When it comes to brushing your teeth, we all know that we should do so at least twice a day. But when exactly are the best times to brush your teeth? Right when you wake up? After breakfast? Right before bed?
A lot of this depends on what you eat, so we’ll go over when you should brush your teeth below.
Brushing After Breakfast?
Naturally, many people think that it’s a good idea to brush your teeth after breakfast, and it is, for the most part. Cleaning your teeth after a meal means that you clean off all the food particles and bacteria from your teeth. So what can go wrong? Well, that all depends on what you had for breakfast.
Are you partial to a bit of orange juice in the morning? Maybe half a grapefruit with a bit of sugar on top? Do you enjoy sugary breakfast cereals? These high acidic and sugar foods and drinks cause tooth enamel to weaken, so if you brush too soon after eating, you can cause some real damage to tooth enamel. This is because the bacterial acids in your mouth, fed on sugars, can cause the overall pH levels in your mouth to drop below normal, making your tooth enamel “softer” and more vulnerable to abrasion, even from your soft-bristled toothbrush. If you are aware of your desire for something acidic or sugary in the morning, the best thing to do would be to brush before you eat breakfast, or wait at least 30 minutes after your meal to brush.
Brush Before Breakfast
You might actually be better at preventing cavities if you brush before you have breakfast because then you’ll be removing as much bacteria as possible instead of “feeding” them. If you reduce the total number of bacteria in your mouth that can produce acid before you break your nightly fast, then you’ll limit how acidic your oral pH becomes. You’ll be introducing fluoride into the dental plaque fluid to reduce the damage bacteria can do to your teeth.

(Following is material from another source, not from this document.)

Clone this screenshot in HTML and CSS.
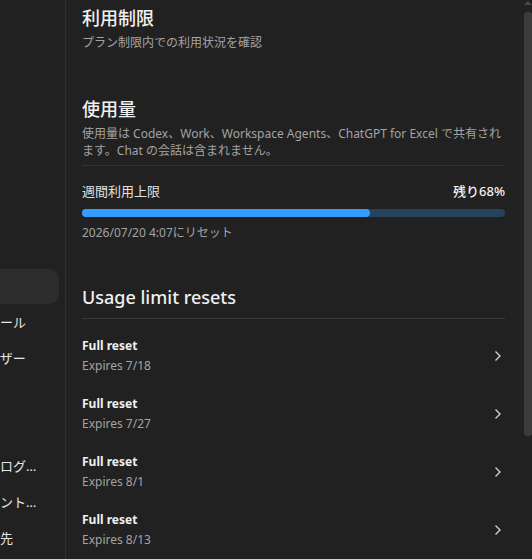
FILE: index.html
```html
<!DOCTYPE html>
<html lang="ja">
<head>
    <meta charset="UTF-8">
    <meta name="viewport" content="width=device-width, initial-scale=1.0">
    <title>利用制限</title>
    <link rel="stylesheet" href="styles.css">
</head>
<body>
    <!-- Barra laterale delle impostazioni (scorsa a sinistra) -->
    <aside class="sidebar">
        <ul class="nav">
            <li class="nav-item">一般</li>
            <li class="nav-item">通知</li>
            <li class="nav-item">外観</li>
            <li class="nav-item">アプリ</li>
            <li class="nav-item">データ</li>
            <li class="nav-item">請求</li>
            <li class="nav-item">保護</li>
            <li class="nav-item active">使用状況</li>
            <li class="nav-item">スキルとツール</li>
            <li class="nav-item">全てのユーザー</li>
            <li class="nav-item">メモリ</li>
            <li class="nav-item">連携</li>
            <li class="nav-item">使用状況のログをエクスポート</li>
            <li class="nav-item">共有アカウントの管理</li>
            <li class="nav-item">通知の送信先</li>
        </ul>
    </aside>

    <main class="main">
        <div class="content">
            <section class="block">
                <h1 class="title">利用制限</h1>
                <p class="subtitle">プラン制限内での利用状況を確認</p>
            </section>

            <section class="block usage">
                <h2 class="title">使用量</h2>
                <p class="desc">使用量は Codex、Work、Workspace Agents、ChatGPT for Excel で共有されます。Chat の会話は含まれません。</p>

                <div class="limit">
                    <div class="limit-head">
                        <span>週間利用上限</span>
                        <span class="remaining">残り68%</span>
                    </div>
                    <div class="bar"><div class="bar-fill" style="width: 68%"></div></div>
                    <p class="reset-at">2026/07/20 4:07にリセット</p>
                </div>
            </section>

            <section class="block resets">
                <h2 class="title">Usage limit resets</h2>
                <ul class="reset-list">
                    <li class="reset-item">
                        <div>
                            <div class="reset-name">Full reset</div>
                            <div class="reset-exp">Expires 7/18</div>
                        </div>
                        <svg class="chev" width="8" height="12" viewBox="0 0 8 12"><path d="M1.5 1.5 6 6l-4.5 4.5" fill="none" stroke="#cfcfcf" stroke-width="1.4"/></svg>
                    </li>
                    <li class="reset-item">
                        <div>
                            <div class="reset-name">Full reset</div>
                            <div class="reset-exp">Expires 7/27</div>
                        </div>
                        <svg class="chev" width="8" height="12" viewBox="0 0 8 12"><path d="M1.5 1.5 6 6l-4.5 4.5" fill="none" stroke="#cfcfcf" stroke-width="1.4"/></svg>
                    </li>
                    <li class="reset-item">
                        <div>
                            <div class="reset-name">Full reset</div>
                            <div class="reset-exp">Expires 8/1</div>
                        </div>
                        <svg class="chev" width="8" height="12" viewBox="0 0 8 12"><path d="M1.5 1.5 6 6l-4.5 4.5" fill="none" stroke="#cfcfcf" stroke-width="1.4"/></svg>
                    </li>
                    <li class="reset-item">
                        <div>
                            <div class="reset-name">Full reset</div>
                            <div class="reset-exp">Expires 8/13</div>
                        </div>
                        <svg class="chev" width="8" height="12" viewBox="0 0 8 12"><path d="M1.5 1.5 6 6l-4.5 4.5" fill="none" stroke="#cfcfcf" stroke-width="1.4"/></svg>
                    </li>
                </ul>
            </section>
        </div>

        <!-- Barra di scorrimento -->
        <div class="scrollbar">
            <div class="scroll-arrow"></div>
            <div class="scroll-thumb"></div>
        </div>
    </main>
</body>
</html>
```

FILE: styles.css
```css
body {
    display: flex;
    height: 100vh;
    margin: 0;
    overflow: hidden;
    background: #212121;
    color: #ececec;
    font-family: 'Noto Sans', 'Noto Sans CJK JP', sans-serif;
}

ul {
    list-style: none;
    margin: 0;
    padding: 0;
}

p {
    margin: 0;
}

.sidebar {
    width: 65px;
    flex-shrink: 0;
    border-right: 1px solid #303030;
    overflow: hidden;
}

.nav {
    margin-left: -77px;
    padding-top: 17px;
    width: 124px;
}

.nav-item {
    height: 35px;
    margin-bottom: 1px;
    padding-left: 12px;
    border-radius: 10px;
    font-size: 13px;
    line-height: 35px;
    color: #e6e6e6;
    white-space: nowrap;
    overflow: hidden;
    text-overflow: ellipsis;
}

.nav-item.active {
    width: 124px;
    background: #2d2d2d;
}

.main {
    flex: 1;
    display: flex;
}

.content {
    flex: 1;
    padding: 5px 19px 0 16px;
}

.title {
    margin: 0;
    font-size: 18px;
    font-weight: 500;
    line-height: 26px;
    color: #f0f0f0;
}

.subtitle,
.desc,
.reset-at {
    font-size: 12px;
    line-height: 17px;
    color: #a3a3a3;
}

.subtitle {
    margin-top: 3px;
}

.usage {
    margin-top: 45px;
}

.desc {
    margin-top: 3px;
    padding-right: 3px;
    padding-bottom: 6px;
    border-bottom: 1px solid #333;
}

.limit {
    padding-top: 15px;
}

.limit-head {
    display: flex;
    justify-content: space-between;
    font-size: 13px;
    line-height: 20px;
    color: #e0e0e0;
}

.remaining {
    font-weight: 500;
    color: #f2f2f2;
}

.bar {
    height: 8px;
    margin-top: 8px;
    border-radius: 4px;
    background: #26425f;
}

.bar-fill {
    height: 100%;
    border-radius: 4px;
    background: #339cff;
}

.reset-at {
    margin-top: 7px;
}

.resets {
    margin-top: 43px;
}

.resets .title {
    padding-bottom: 8px;
    border-bottom: 1px solid #3a3a3a;
}

.reset-list {
    padding-top: 8px;
}

.reset-item {
    display: flex;
    align-items: center;
    justify-content: space-between;
    height: 58px;
    padding-right: 3px;
}

.reset-name {
    font-size: 12px;
    font-weight: 700;
    line-height: 20px;
    color: #f0f0f0;
}

.reset-exp {
    font-size: 12px;
    line-height: 20px;
    color: #a3a3a3;
}

.scrollbar {
    width: 8px;
    flex-shrink: 0;
    display: flex;
    flex-direction: column;
    align-items: center;
}

.scroll-arrow {
    width: 0;
    height: 0;
    margin-top: 1px;
    border-left: 4px solid transparent;
    border-right: 4px solid transparent;
    border-bottom: 4px solid #4a4a4a;
}

.scroll-thumb {
    width: 8px;
    height: 424px;
    margin-top: 7px;
    border-radius: 3px;
    background: #3b3b3b;
}
```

This doesn’t mean that you can’t clean your mouth after breakfast if you’ve brushed your teeth before. Simply use an alkaline rinse after breakfast or chew sugar-free gum to stimulate saliva production.
Brushing Before Bed
Sure, you can brush your teeth before dinner if you really want. But we do not advise going to bed without having brushed your teeth. Before bed is when you should floss, as well. Think of it as a way to really cleanse your teeth and gums of all the bad bacteria that has been accumulated throughout the day. More bacteria and plaque accumulates as you sleep, especially if you’re the type to sleep with your mouth open. This makes your mouth dry, which means that there is less saliva to wash the bacteria from your teeth.